Prompt: A verbatim copy of the records is required, with all pictures left out.

Data shown:
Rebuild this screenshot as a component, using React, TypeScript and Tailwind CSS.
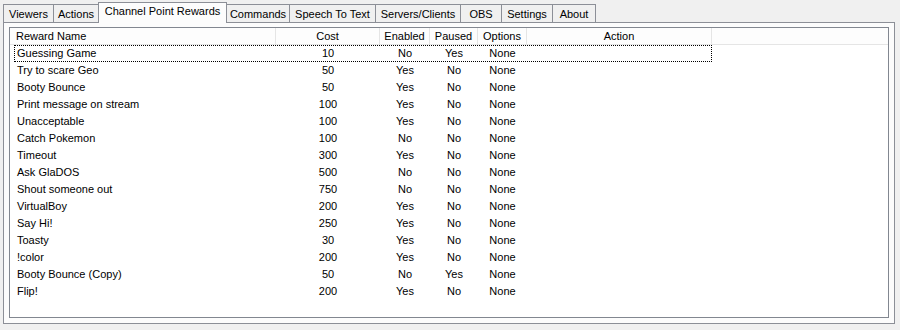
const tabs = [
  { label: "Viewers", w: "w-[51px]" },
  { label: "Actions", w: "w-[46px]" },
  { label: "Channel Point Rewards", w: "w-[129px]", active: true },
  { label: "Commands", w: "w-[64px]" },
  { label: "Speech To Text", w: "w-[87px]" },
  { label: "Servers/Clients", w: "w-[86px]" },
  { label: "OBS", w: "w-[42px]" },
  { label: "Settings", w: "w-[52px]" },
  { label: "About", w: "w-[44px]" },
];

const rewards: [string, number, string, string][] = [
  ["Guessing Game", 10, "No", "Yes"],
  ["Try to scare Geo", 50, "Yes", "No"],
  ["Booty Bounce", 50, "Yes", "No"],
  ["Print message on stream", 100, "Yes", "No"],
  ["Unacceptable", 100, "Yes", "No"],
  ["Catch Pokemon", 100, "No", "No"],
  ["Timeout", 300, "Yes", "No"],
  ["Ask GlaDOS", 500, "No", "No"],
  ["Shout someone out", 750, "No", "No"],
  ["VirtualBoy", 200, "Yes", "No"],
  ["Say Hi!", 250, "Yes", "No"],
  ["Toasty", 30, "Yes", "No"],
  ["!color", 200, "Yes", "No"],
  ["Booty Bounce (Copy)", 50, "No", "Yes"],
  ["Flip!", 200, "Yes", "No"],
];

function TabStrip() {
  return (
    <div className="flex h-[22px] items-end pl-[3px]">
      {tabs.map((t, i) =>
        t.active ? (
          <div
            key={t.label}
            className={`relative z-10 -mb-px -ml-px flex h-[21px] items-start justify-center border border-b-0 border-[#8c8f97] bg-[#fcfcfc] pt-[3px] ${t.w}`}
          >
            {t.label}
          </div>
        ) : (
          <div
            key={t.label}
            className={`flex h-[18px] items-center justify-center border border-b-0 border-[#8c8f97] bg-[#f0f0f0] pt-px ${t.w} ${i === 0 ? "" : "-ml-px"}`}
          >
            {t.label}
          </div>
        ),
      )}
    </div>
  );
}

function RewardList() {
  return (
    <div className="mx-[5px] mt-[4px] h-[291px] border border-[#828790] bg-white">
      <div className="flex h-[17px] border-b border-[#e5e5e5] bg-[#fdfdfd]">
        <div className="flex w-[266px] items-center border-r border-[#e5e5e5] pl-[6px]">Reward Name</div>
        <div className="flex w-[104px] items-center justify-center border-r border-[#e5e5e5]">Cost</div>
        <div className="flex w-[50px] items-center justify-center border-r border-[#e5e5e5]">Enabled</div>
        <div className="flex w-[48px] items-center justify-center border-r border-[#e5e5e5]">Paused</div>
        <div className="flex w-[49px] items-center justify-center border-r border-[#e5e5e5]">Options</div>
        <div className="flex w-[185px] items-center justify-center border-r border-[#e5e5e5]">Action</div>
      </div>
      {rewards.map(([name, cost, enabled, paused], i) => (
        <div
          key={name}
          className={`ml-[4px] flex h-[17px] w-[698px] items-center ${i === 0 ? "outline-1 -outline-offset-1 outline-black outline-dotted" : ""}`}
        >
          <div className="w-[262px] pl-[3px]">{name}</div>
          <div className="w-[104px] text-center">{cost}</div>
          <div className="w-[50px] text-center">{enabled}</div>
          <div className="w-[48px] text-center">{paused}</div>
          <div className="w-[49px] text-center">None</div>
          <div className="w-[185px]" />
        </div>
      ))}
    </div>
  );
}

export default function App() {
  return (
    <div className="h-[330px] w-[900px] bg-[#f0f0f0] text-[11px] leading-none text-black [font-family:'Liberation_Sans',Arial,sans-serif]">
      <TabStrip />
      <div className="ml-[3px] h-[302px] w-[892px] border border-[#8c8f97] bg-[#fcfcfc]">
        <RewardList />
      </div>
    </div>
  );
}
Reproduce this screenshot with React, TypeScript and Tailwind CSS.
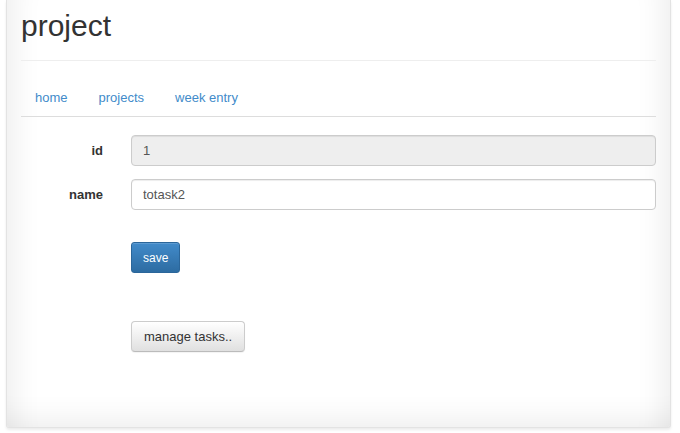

Solution for this problem:
Rebuild this screenshot as a component, using React, TypeScript and Tailwind CSS.
const tabs = [
  { label: "Viewers", w: "w-[51px]" },
  { label: "Actions", w: "w-[46px]" },
  { label: "Channel Point Rewards", w: "w-[129px]", active: true },
  { label: "Commands", w: "w-[64px]" },
  { label: "Speech To Text", w: "w-[87px]" },
  { label: "Servers/Clients", w: "w-[86px]" },
  { label: "OBS", w: "w-[42px]" },
  { label: "Settings", w: "w-[52px]" },
  { label: "About", w: "w-[44px]" },
];

const rewards: [string, number, string, string][] = [
  ["Guessing Game", 10, "No", "Yes"],
  ["Try to scare Geo", 50, "Yes", "No"],
  ["Booty Bounce", 50, "Yes", "No"],
  ["Print message on stream", 100, "Yes", "No"],
  ["Unacceptable", 100, "Yes", "No"],
  ["Catch Pokemon", 100, "No", "No"],
  ["Timeout", 300, "Yes", "No"],
  ["Ask GlaDOS", 500, "No", "No"],
  ["Shout someone out", 750, "No", "No"],
  ["VirtualBoy", 200, "Yes", "No"],
  ["Say Hi!", 250, "Yes", "No"],
  ["Toasty", 30, "Yes", "No"],
  ["!color", 200, "Yes", "No"],
  ["Booty Bounce (Copy)", 50, "No", "Yes"],
  ["Flip!", 200, "Yes", "No"],
];

function TabStrip() {
  return (
    <div className="flex h-[22px] items-end pl-[3px]">
      {tabs.map((t, i) =>
        t.active ? (
          <div
            key={t.label}
            className={`relative z-10 -mb-px -ml-px flex h-[21px] items-start justify-center border border-b-0 border-[#8c8f97] bg-[#fcfcfc] pt-[3px] ${t.w}`}
          >
            {t.label}
          </div>
        ) : (
          <div
            key={t.label}
            className={`flex h-[18px] items-center justify-center border border-b-0 border-[#8c8f97] bg-[#f0f0f0] pt-px ${t.w} ${i === 0 ? "" : "-ml-px"}`}
          >
            {t.label}
          </div>
        ),
      )}
    </div>
  );
}

function RewardList() {
  return (
    <div className="mx-[5px] mt-[4px] h-[291px] border border-[#828790] bg-white">
      <div className="flex h-[17px] border-b border-[#e5e5e5] bg-[#fdfdfd]">
        <div className="flex w-[266px] items-center border-r border-[#e5e5e5] pl-[6px]">Reward Name</div>
        <div className="flex w-[104px] items-center justify-center border-r border-[#e5e5e5]">Cost</div>
        <div className="flex w-[50px] items-center justify-center border-r border-[#e5e5e5]">Enabled</div>
        <div className="flex w-[48px] items-center justify-center border-r border-[#e5e5e5]">Paused</div>
        <div className="flex w-[49px] items-center justify-center border-r border-[#e5e5e5]">Options</div>
        <div className="flex w-[185px] items-center justify-center border-r border-[#e5e5e5]">Action</div>
      </div>
      {rewards.map(([name, cost, enabled, paused], i) => (
        <div
          key={name}
          className={`ml-[4px] flex h-[17px] w-[698px] items-center ${i === 0 ? "outline-1 -outline-offset-1 outline-black outline-dotted" : ""}`}
        >
          <div className="w-[262px] pl-[3px]">{name}</div>
          <div className="w-[104px] text-center">{cost}</div>
          <div className="w-[50px] text-center">{enabled}</div>
          <div className="w-[48px] text-center">{paused}</div>
          <div className="w-[49px] text-center">None</div>
          <div className="w-[185px]" />
        </div>
      ))}
    </div>
  );
}

export default function App() {
  return (
    <div className="h-[330px] w-[900px] bg-[#f0f0f0] text-[11px] leading-none text-black [font-family:'Liberation_Sans',Arial,sans-serif]">
      <TabStrip />
      <div className="ml-[3px] h-[302px] w-[892px] border border-[#8c8f97] bg-[#fcfcfc]">
        <RewardList />
      </div>
    </div>
  );
}
Reproduce this screenshot with React, TypeScript and Tailwind CSS.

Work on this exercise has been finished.